Monday, April 23, 2012

Gloabalization on teaching

Kubota's article talks about Japan and its kokusaiaka policy of education in the globalization era.  Like any policy, this has been developed over the history of Japan and has its problems as well as benefits.  The nationalist view that it promotes an essentialist Japan and not the multicultural country that it is.  The importance of English strongly influences the Japanese multiculturalism.  High schools are more likely to teach English as a second language than they are to teach other languages.  This is a question I would have liked to ask Misaki when she came to our classroom.  Were other languages spoken in her home?  What languages were offered in high school?  The demographic diversity that Japan has really surprised me.  I thought most of the colonized countries during the colonial era had the most diversity because of the new opportunities that they provided.  As they say in the article, there are so many factors of a country's diversity. 
Kubota states that the kokusaiaka does not really promote what it says it promotes, being heavily influenced by English.  This may be a disjunction with the policy but not necessarily a bad thing.  The mainstream languages are what they are for a reason, and even though it is sad that other languages are being neglected in schools, to spend money on teaching a language that the young citizens of the country will never use is impractical.  But then again, there is lots of different ethnicity, such as Korean, which could be even more useful because of the proximity of the countries.  What is seen as essential may be the impractical part of this kokusaiaka policy. 

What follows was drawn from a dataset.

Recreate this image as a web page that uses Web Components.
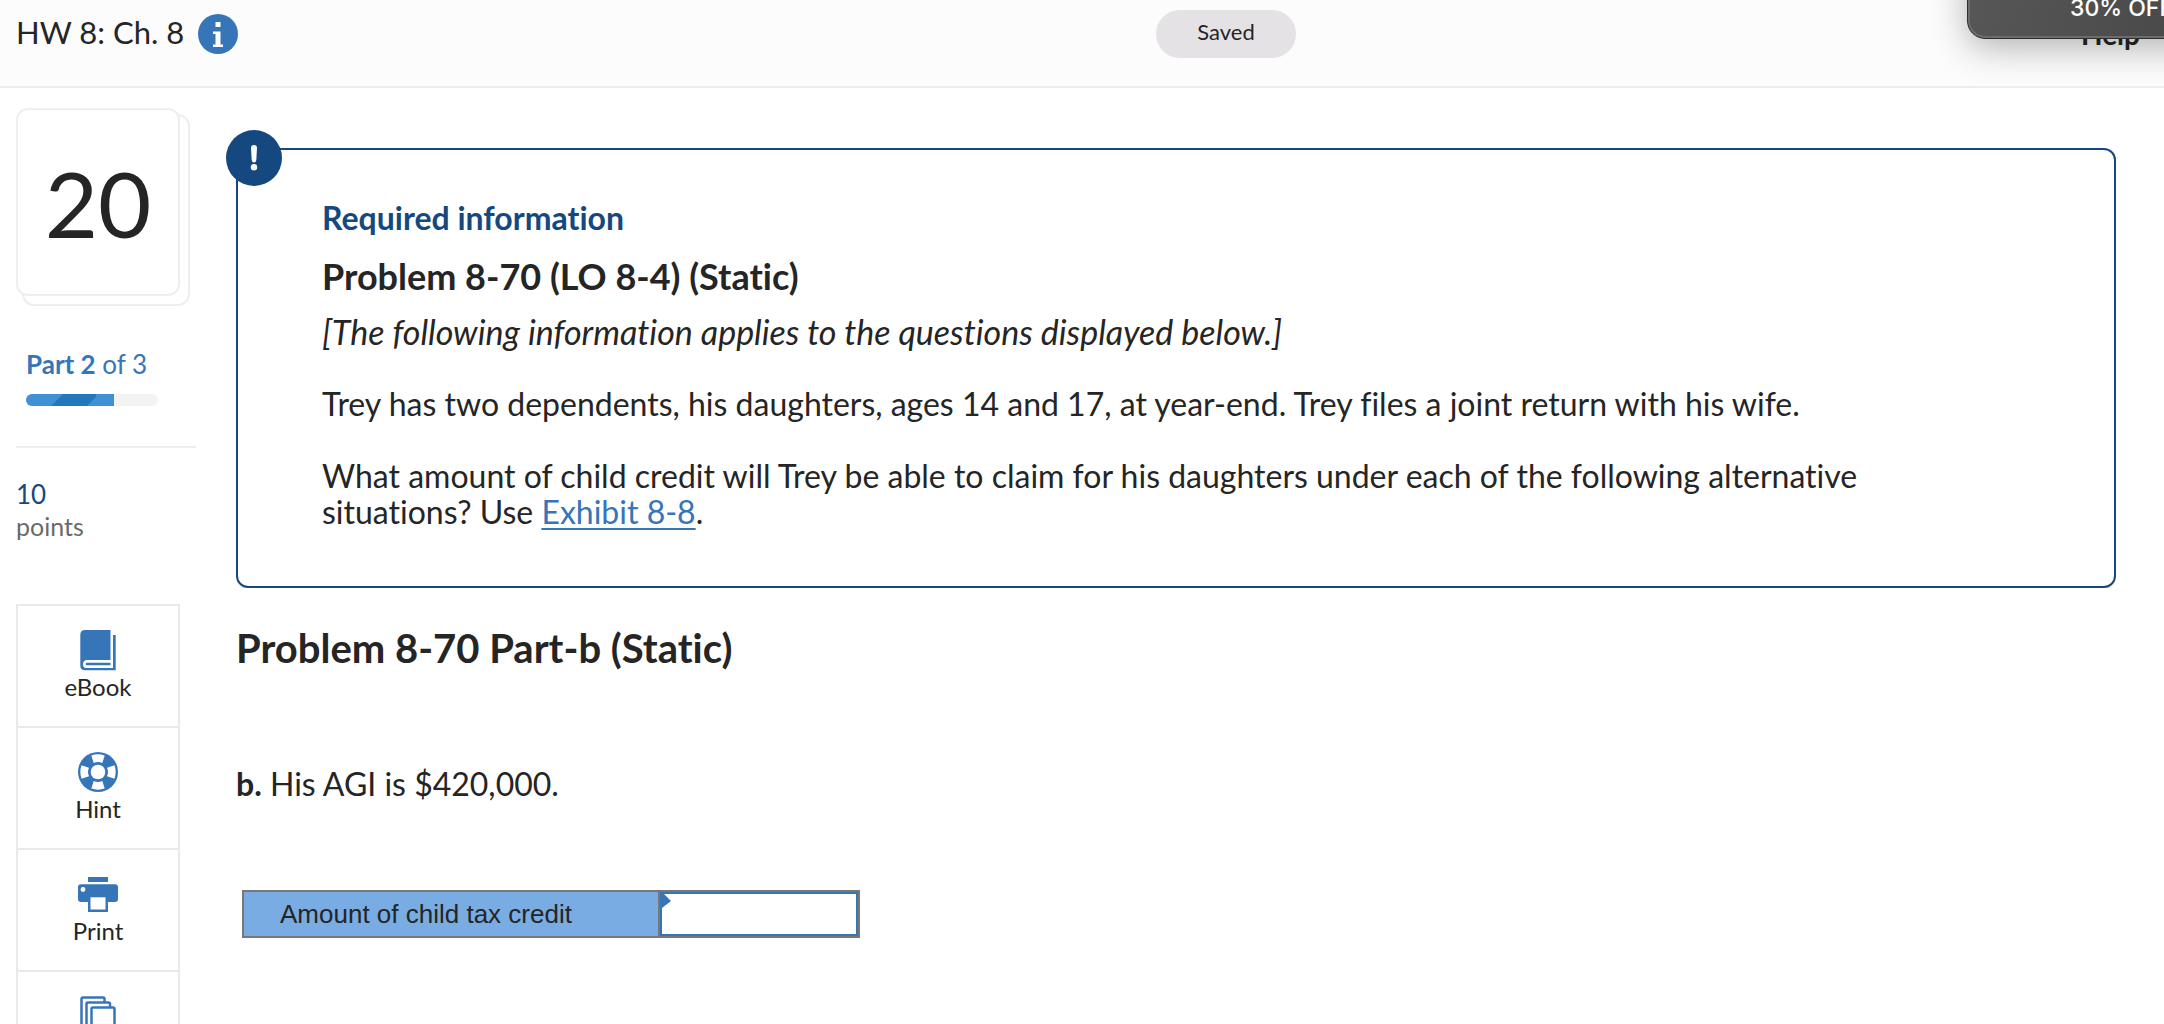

The tie between language and culture is also another interesting point that Kubota makes.  I like Suzuki's thoughts on the Japanese international English system.  He suggests that, "learning English in order to express oneself and explain Japanese culture to the rest of the world, rather than learning about the cultures of Anglophone nations, which could be done more effectively in social studies" (Kubota, p.27).  In this way, English would be taught as a local context rather than an international context.  I believe that this would be a more effective way of teaching English.  But then again, in Spanish classes in the United States, teachers tend to teach cultures through that language.  Would it be appropriate to teach a localized Spanish rather than the Spanish of Spain?